A Small Business Innovation Research (SBIR) grant from the US National Institutes of Health (NIH) has set DNASTAR on the next stage of expanding its sequence assembly and analysis software from general research usage to the clinical-research market.
A lifescience software company based in Madison, Wisconsin, DNASTAR started off developing and marketing desk-top software for DNA and protein sequence assembly and analysis.
It has since broadened its offering to include next-generation sequencing applications such as RNA-Seq and ChIP-Seq, as well as microarray gene-expression software.
The Phase II SBIR grant award from the NIH is for a project called ‘Association Analysis Software for Mining Clinical Next-Gen Sequencing Data’.
This is the second phase of a programme initially funded in 2012, DNASTAR explained. It involves research and development aimed at adapting the company’s sequence assembly and analysis software for the clinical-research market.

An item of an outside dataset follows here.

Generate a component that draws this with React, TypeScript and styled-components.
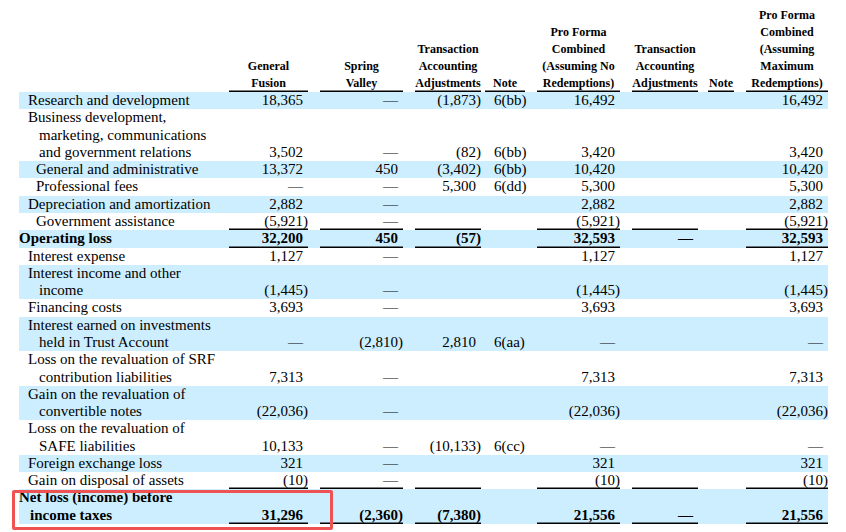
import { Fragment } from 'react';
import styled, { createGlobalStyle, css } from 'styled-components';

type Col = 'gf' | 'sv' | 'ta' | 'note' | 'pf' | 'ta2' | 'note2' | 'pf2';

type Line = {
    label: string[];
    level: 0 | 1 | 2;
    bold?: boolean;
    band?: boolean;
    values: Partial<Record<Col, string>>;
    rules?: Col[];
};

const GlobalStyle = createGlobalStyle`
    body {
        margin: 0;
        background: #fff;
        color: #000;
        font-family: 'Liberation Serif', 'Times New Roman', serif;
    }
`;

const Page = styled.div`
    position: relative;
    min-height: 532px;
    box-sizing: border-box;
    padding: 7px 0 0 19px;
    overflow: hidden;
`;

const Table = styled.table`
    width: 809px;
    table-layout: fixed;
    border-collapse: collapse;
    font-size: 15px;
    line-height: 17.28px;
`;

const rule = css`
    box-shadow: inset 0 -1.5px 0 #000;
`;

const HeadCell = styled.th<{ $rule?: boolean }>`
    padding: 0;
    font-size: 12px;
    font-weight: bold;
    line-height: 17px;
    text-align: center;
    vertical-align: bottom;
    white-space: nowrap;
    ${({ $rule }) => $rule && rule}
`;

const Row = styled.tr<{ $band?: boolean; $bold?: boolean }>`
    background: ${({ $band }) => ($band ? '#cceeff' : 'transparent')};
    font-weight: ${({ $bold }) => ($bold ? 'bold' : 'normal')};

    & > td {
        padding: 0;
        vertical-align: bottom;
        white-space: nowrap;
    }
`;

const indents = { 0: 11, 1: 20, 2: 28 };

const LabelCell = styled.td<{ $level: 0 | 1 | 2 }>`
    text-align: left;
    padding-left: ${({ $level }) => indents[$level]}px !important;
    text-indent: -11px;
`;

const NumCell = styled.td<{ $rule?: boolean }>`
    text-align: right;
    ${({ $rule }) => $rule && rule}
`;

const NoteCell = styled.td`
    text-align: left;
    padding-left: 9px !important;
`;

const Paren = styled.span`
    visibility: hidden;
`;

// the red marker drawn over the last row, an annotation on top of the table
const Highlight = styled.div`
    position: absolute;
    left: 12px;
    top: 490px;
    width: 321px;
    height: 40px;
    box-sizing: border-box;
    border: 3px solid #ef5252;
    border-radius: 2px;
    pointer-events: none;
`;

// column layout, left to right; gaps are spacer cells that carry the band colour
const layout: { key: Col | 'gap'; width: number }[] = [
    { key: 'gf', width: 79 },
    { key: 'gap', width: 12 },
    { key: 'sv', width: 83 },
    { key: 'gap', width: 12 },
    { key: 'ta', width: 66 },
    { key: 'gap', width: 4 },
    { key: 'note', width: 40 },
    { key: 'gap', width: 12 },
    { key: 'pf', width: 83 },
    { key: 'gap', width: 12 },
    { key: 'ta2', width: 66 },
    { key: 'gap', width: 10 },
    { key: 'note2', width: 26 },
    { key: 'gap', width: 12 },
    { key: 'pf2', width: 82 },
];

const headings: Record<Col, string[]> = {
    gf: ['General', 'Fusion'],
    sv: ['Spring', 'Valley'],
    ta: ['Transaction', 'Accounting', 'Adjustments'],
    note: ['Note'],
    pf: ['Pro Forma', 'Combined', '(Assuming No', 'Redemptions)'],
    ta2: ['Transaction', 'Accounting', 'Adjustments'],
    note2: ['Note'],
    pf2: ['Pro Forma', 'Combined', '(Assuming', 'Maximum', 'Redemptions)'],
};

const totals: Col[] = ['gf', 'sv', 'ta', 'pf', 'ta2', 'pf2'];

const lines: Line[] = [
    {
        label: ['Research and development'], level: 1, band: true,
        values: { gf: '18,365', sv: '—', ta: '(1,873)', note: '6(bb)', pf: '16,492', pf2: '16,492' },
    },
    {
        label: ['Business development,', 'marketing, communications', 'and government relations'], level: 1,
        values: { gf: '3,502', sv: '—', ta: '(82)', note: '6(bb)', pf: '3,420', pf2: '3,420' },
    },
    {
        label: ['General and administrative'], level: 2, band: true,
        values: { gf: '13,372', sv: '450', ta: '(3,402)', note: '6(bb)', pf: '10,420', pf2: '10,420' },
    },
    {
        label: ['Professional fees'], level: 2,
        values: { gf: '—', sv: '—', ta: '5,300', note: '6(dd)', pf: '5,300', pf2: '5,300' },
    },
    {
        label: ['Depreciation and amortization'], level: 1, band: true,
        values: { gf: '2,882', sv: '—', pf: '2,882', pf2: '2,882' },
    },
    {
        label: ['Government assistance'], level: 2,
        values: { gf: '(5,921)', sv: '—', pf: '(5,921)', pf2: '(5,921)' },
        rules: totals,
    },
    {
        label: ['Operating loss'], level: 0, bold: true, band: true,
        values: { gf: '32,200', sv: '450', ta: '(57)', pf: '32,593', ta2: '—', pf2: '32,593' },
        rules: ['gf', 'sv', 'ta', 'pf', 'pf2'],
    },
    {
        label: ['Interest expense'], level: 1,
        values: { gf: '1,127', sv: '—', pf: '1,127', pf2: '1,127' },
    },
    {
        label: ['Interest income and other', 'income'], level: 1, band: true,
        values: { gf: '(1,445)', sv: '—', pf: '(1,445)', pf2: '(1,445)' },
    },
    {
        label: ['Financing costs'], level: 1,
        values: { gf: '3,693', sv: '—', pf: '3,693', pf2: '3,693' },
    },
    {
        label: ['Interest earned on investments', 'held in Trust Account'], level: 1, band: true,
        values: { gf: '—', sv: '(2,810)', ta: '2,810', note: '6(aa)', pf: '—', pf2: '—' },
    },
    {
        label: ['Loss on the revaluation of SRF', 'contribution liabilities'], level: 1,
        values: { gf: '7,313', sv: '—', pf: '7,313', pf2: '7,313' },
    },
    {
        label: ['Gain on the revaluation of', 'convertible notes'], level: 1, band: true,
        values: { gf: '(22,036)', sv: '—', pf: '(22,036)', pf2: '(22,036)' },
    },
    {
        label: ['Loss on the revaluation of', 'SAFE liabilities'], level: 1,
        values: { gf: '10,133', sv: '—', ta: '(10,133)', note: '6(cc)', pf: '—', pf2: '—' },
    },
    {
        label: ['Foreign exchange loss'], level: 1, band: true,
        values: { gf: '321', sv: '—', pf: '321', pf2: '321' },
    },
    {
        label: ['Gain on disposal of assets'], level: 1,
        values: { gf: '(10)', sv: '—', pf: '(10)', pf2: '(10)' },
        rules: totals,
    },
    {
        label: ['Net loss (income) before', 'income taxes'], level: 0, bold: true, band: true,
        values: { gf: '31,296', sv: '(2,360)', ta: '(7,380)', pf: '21,556', ta2: '—', pf2: '21,556' },
        rules: totals,
    },
];

// positive figures keep the room of a closing paren so they line up with negatives
const figure = (value?: string) => {
    if (!value) return null;
    if (value.endsWith(')')) return value;
    return <>{value}<Paren>)</Paren></>;
};

const App = () => {
    return (
        <Page>
            <GlobalStyle />
            <Table>
                <colgroup>
                    <col style={{ width: 210 }} />
                    {layout.map((c, i) => <col key={i} style={{ width: c.width }} />)}
                </colgroup>
                <thead>
                    <tr>
                        <HeadCell />
                        {
                            layout.map((c, i) => {
                                if (c.key === 'gap') return <HeadCell key={i} />;
                                return (
                                    <HeadCell key={i} $rule>
                                        {headings[c.key].map((t, j) => <Fragment key={j}>{j > 0 && <br />}{t}</Fragment>)}
                                    </HeadCell>
                                );
                            })
                        }
                    </tr>
                </thead>
                <tbody>
                    {
                        lines.map((line, r) => (
                            <Row key={r} $band={line.band} $bold={line.bold}>
                                <LabelCell $level={line.level}>
                                    {line.label.map((t, j) => <Fragment key={j}>{j > 0 && <br />}{t}</Fragment>)}
                                </LabelCell>
                                {
                                    layout.map((c, i) => {
                                        if (c.key === 'gap') return <td key={i} />;
                                        if (c.key === 'note' || c.key === 'note2') {
                                            return <NoteCell key={i}>{line.values[c.key]}</NoteCell>;
                                        }
                                        return (
                                            <NumCell key={i} $rule={line.rules?.includes(c.key)}>
                                                {figure(line.values[c.key])}
                                            </NumCell>
                                        );
                                    })
                                }
                            </Row>
                        ))
                    }
                </tbody>
            </Table>
            <Highlight />
        </Page>
    );
};

export default App;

The value of the grant was not disclosed, although SBIR Phase II awards from the NIH normally do not cover more than total costs of US$1,000,000 over a two-year period.

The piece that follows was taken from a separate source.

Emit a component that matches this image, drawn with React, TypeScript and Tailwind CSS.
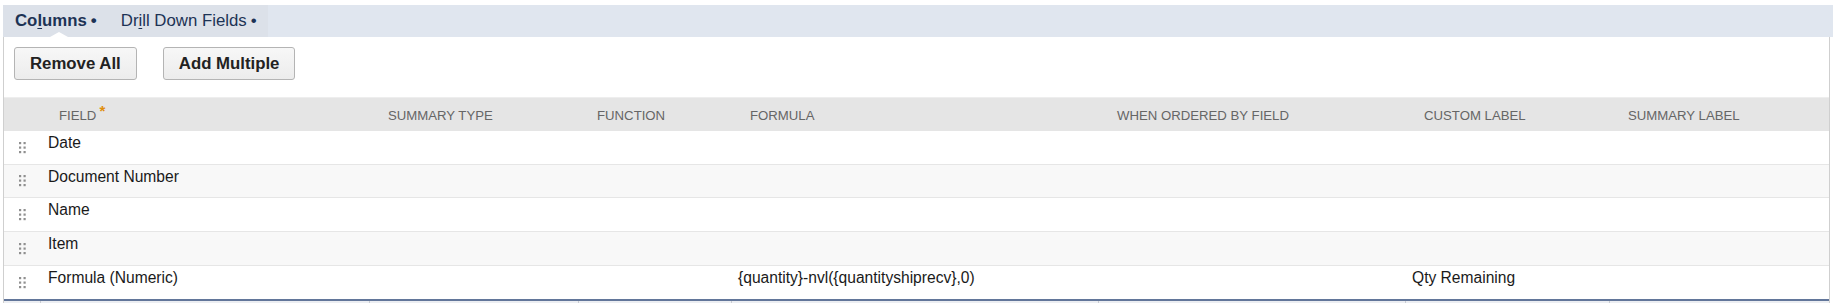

Tom Schwei, vice president and general manager of DNASTAR, pointed to the growing trend “to consider analysing genomic information as part of clinical studies, whether retrospectively or prospectively”.
Increasingly, clinical researchers are recognising that including a genomic component in their trials “can uncover key information that is critical in moving a study forward”, Schwei added.
As part of the grant research programme, DNASTAR will be collaborating with clinicians on a number of cancer studies to ensure that its software fully meets their needs.